--- Start DATA PROVIDED ---

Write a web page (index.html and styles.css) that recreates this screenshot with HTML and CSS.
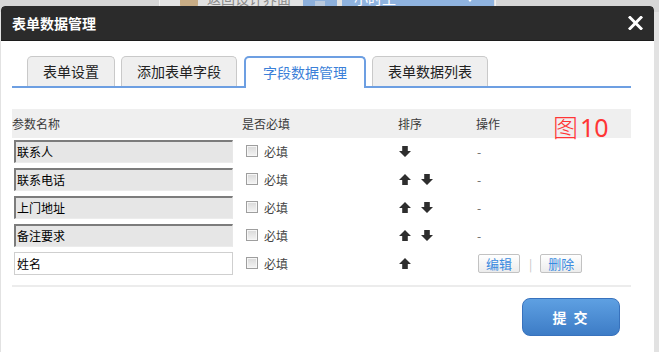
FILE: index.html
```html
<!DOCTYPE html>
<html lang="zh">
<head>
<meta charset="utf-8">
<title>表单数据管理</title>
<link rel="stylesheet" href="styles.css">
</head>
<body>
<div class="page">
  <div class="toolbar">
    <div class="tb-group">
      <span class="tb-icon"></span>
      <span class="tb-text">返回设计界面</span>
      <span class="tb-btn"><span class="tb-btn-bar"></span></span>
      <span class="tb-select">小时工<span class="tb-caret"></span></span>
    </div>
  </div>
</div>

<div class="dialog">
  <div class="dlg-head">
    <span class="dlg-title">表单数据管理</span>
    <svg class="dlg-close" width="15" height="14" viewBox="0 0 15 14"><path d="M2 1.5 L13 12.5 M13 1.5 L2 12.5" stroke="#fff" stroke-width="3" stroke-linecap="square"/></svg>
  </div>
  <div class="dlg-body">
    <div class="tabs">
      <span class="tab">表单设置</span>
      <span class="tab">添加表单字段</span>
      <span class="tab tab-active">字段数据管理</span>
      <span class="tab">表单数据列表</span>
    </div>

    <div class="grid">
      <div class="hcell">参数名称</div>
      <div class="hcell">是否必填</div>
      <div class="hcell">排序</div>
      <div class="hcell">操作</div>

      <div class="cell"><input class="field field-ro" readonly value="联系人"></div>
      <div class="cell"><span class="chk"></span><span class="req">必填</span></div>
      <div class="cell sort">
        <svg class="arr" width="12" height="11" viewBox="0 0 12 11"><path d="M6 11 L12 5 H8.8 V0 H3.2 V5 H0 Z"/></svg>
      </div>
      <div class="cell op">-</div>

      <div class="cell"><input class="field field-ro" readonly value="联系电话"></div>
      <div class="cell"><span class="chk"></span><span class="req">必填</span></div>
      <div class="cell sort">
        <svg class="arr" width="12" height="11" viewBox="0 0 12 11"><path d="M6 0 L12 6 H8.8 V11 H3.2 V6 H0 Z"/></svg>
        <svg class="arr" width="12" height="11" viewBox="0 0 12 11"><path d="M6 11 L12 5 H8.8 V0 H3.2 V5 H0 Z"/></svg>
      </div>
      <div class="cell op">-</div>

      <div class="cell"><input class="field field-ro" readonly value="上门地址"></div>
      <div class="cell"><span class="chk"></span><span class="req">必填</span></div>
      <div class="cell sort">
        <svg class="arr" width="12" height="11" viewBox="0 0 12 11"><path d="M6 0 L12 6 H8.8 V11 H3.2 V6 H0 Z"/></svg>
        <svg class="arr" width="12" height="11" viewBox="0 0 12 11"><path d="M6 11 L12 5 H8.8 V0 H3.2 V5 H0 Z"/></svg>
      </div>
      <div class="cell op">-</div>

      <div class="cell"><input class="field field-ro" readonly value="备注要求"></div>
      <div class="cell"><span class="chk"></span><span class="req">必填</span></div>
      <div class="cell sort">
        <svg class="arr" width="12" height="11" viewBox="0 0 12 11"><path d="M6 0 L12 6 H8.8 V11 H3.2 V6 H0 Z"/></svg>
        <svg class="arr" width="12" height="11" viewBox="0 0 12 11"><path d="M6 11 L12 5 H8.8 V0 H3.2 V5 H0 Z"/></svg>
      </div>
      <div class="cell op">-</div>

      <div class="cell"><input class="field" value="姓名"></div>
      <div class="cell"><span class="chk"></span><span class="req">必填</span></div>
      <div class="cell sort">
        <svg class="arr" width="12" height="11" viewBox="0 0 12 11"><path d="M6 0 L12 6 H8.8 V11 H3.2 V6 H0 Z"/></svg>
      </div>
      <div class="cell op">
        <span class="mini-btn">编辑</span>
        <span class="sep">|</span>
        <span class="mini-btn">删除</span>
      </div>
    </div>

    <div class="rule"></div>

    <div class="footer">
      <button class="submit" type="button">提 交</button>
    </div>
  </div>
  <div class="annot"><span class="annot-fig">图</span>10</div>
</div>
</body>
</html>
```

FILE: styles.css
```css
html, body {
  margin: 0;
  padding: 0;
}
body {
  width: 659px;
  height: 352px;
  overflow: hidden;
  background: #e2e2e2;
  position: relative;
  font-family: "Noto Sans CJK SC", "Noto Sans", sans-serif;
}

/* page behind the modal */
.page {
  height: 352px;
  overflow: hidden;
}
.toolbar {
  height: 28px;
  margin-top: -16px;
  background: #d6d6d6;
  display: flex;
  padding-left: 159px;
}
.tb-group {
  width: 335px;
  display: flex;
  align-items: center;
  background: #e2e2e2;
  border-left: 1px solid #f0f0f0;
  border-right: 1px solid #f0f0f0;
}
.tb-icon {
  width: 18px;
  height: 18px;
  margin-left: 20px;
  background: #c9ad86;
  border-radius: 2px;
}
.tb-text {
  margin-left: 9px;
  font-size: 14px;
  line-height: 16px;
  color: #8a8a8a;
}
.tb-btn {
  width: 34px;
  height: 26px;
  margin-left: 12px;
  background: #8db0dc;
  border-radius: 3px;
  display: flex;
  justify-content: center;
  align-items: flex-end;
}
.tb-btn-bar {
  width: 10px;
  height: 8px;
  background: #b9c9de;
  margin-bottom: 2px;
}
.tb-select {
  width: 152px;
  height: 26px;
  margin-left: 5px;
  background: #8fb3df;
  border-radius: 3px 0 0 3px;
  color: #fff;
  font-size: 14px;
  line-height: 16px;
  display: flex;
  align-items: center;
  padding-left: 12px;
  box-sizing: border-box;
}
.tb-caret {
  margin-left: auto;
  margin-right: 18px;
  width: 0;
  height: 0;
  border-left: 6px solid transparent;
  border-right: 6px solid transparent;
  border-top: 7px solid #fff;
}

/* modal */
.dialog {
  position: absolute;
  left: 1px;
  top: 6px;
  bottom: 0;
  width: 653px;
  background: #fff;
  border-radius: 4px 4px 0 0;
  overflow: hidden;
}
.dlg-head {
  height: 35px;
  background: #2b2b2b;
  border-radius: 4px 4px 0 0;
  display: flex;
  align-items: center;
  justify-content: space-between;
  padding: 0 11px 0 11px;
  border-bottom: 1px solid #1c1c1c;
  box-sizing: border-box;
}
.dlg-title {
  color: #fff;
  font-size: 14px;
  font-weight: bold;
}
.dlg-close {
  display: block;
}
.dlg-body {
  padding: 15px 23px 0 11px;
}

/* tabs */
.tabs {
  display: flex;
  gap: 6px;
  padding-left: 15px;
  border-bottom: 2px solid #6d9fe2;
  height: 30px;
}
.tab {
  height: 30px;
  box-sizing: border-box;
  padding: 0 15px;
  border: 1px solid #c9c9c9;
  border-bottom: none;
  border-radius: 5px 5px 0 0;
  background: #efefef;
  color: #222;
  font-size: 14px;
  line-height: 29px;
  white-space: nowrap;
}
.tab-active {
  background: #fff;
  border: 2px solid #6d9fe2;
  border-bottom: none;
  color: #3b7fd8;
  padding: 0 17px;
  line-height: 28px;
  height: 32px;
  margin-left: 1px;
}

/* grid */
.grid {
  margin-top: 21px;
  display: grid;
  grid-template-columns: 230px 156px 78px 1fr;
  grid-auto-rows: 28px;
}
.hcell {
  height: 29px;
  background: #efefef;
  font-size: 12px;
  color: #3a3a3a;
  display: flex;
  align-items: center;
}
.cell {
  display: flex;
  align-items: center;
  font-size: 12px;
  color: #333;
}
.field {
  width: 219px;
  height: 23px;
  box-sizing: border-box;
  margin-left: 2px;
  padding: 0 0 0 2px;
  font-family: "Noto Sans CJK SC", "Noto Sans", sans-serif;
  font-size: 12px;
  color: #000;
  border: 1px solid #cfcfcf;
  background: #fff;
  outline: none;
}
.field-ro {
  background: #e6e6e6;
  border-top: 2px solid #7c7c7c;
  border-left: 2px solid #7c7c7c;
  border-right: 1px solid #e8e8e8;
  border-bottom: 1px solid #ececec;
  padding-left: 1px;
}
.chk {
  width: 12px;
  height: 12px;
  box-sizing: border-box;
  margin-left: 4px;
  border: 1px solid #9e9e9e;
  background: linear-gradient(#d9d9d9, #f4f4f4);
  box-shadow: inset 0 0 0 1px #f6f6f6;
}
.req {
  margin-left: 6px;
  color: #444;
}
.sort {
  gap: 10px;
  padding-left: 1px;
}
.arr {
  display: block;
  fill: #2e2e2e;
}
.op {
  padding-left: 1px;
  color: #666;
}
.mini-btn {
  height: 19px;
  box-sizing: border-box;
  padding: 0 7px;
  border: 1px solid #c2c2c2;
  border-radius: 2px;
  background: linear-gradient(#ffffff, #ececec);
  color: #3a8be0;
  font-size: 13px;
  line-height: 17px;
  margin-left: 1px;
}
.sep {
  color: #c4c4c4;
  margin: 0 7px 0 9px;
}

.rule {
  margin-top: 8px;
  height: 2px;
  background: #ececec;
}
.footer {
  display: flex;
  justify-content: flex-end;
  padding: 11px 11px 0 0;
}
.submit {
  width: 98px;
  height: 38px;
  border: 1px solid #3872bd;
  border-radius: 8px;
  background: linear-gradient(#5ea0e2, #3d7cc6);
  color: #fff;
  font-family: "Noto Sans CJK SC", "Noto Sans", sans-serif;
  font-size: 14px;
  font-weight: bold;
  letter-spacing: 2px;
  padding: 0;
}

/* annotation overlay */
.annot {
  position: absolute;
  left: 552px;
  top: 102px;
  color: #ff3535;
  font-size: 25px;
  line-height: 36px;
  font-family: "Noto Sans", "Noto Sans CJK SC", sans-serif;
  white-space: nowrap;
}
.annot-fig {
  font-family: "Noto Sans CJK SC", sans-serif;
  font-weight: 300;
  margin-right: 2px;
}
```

--- End DATA PROVIDED ---

§ SET PROBLEM
Check every line of the data above for the string "index", and copy those that have it.

§ WRITTEN SOLUTION
Write a web page (index.html and styles.css) that recreates this screenshot with HTML and CSS.
FILE: index.html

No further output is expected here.